Editor’s note: Following our review of the book, Heineken released a statement refuting some of the book’s allegations.
“The “Heineken in Africa” book contains a number of allegations concerning our operations in Africa. We have made it a priority to carefully consider the content of this book and do not agree with many claims the author makes, several of which are based on hearsay, lack substantiation, are taken out of context, or are issues which happened many years ago but are presented as if they are current. As a result, Heineken is presented in a way we simply do not recognise.
As a global company, we work in a wide variety of environments across the world, each of which has its own opportunities and challenges. When we become aware of issues we need to address, we take decisive steps to improve our business practices. For example, when an allegation was raised regarding the safety of brand promoters working in Africa last March, we took it seriously, because our ambition is that brand promoters are proud of their work with us and are afforded safe working conditions. After consultation with brand promoters, the agencies that employ them, NGOs and others, we introduced extensive revisions to our Brand Promoters Policy in June 2018 and implemented it in full by the end of the year [please find more information here].

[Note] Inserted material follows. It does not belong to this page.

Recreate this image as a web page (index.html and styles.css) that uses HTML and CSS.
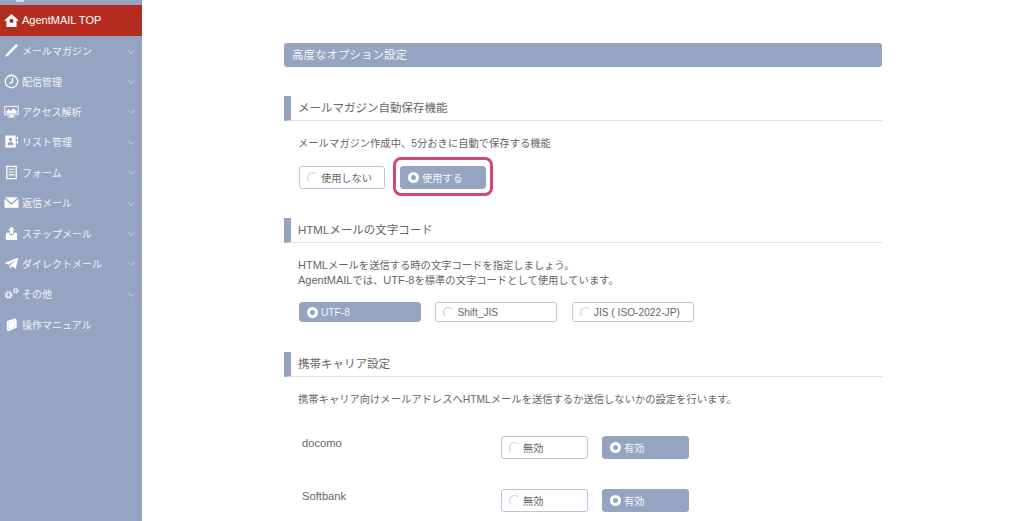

The book makes other allegations, for example regarding our operations in Burundi. Heineken has been present in Burundi since 1951, and we are one of the only foreign companies operating there. We directly employ 1,200 people and work with 18,000 farmers whose livelihoods depend on us. When we invest in a market, we make a long-term commitment to our employees and the surrounding local communities. This means we will be there through different political cycles in any given country. However, this presence does not indicate that we support the government in place. Operating in challenging environments poses dilemmas. When we face these dilemmas, we regularly consult local NGOs, international organisations and multilateral institutions such as the EU and UN and take their advice on board.”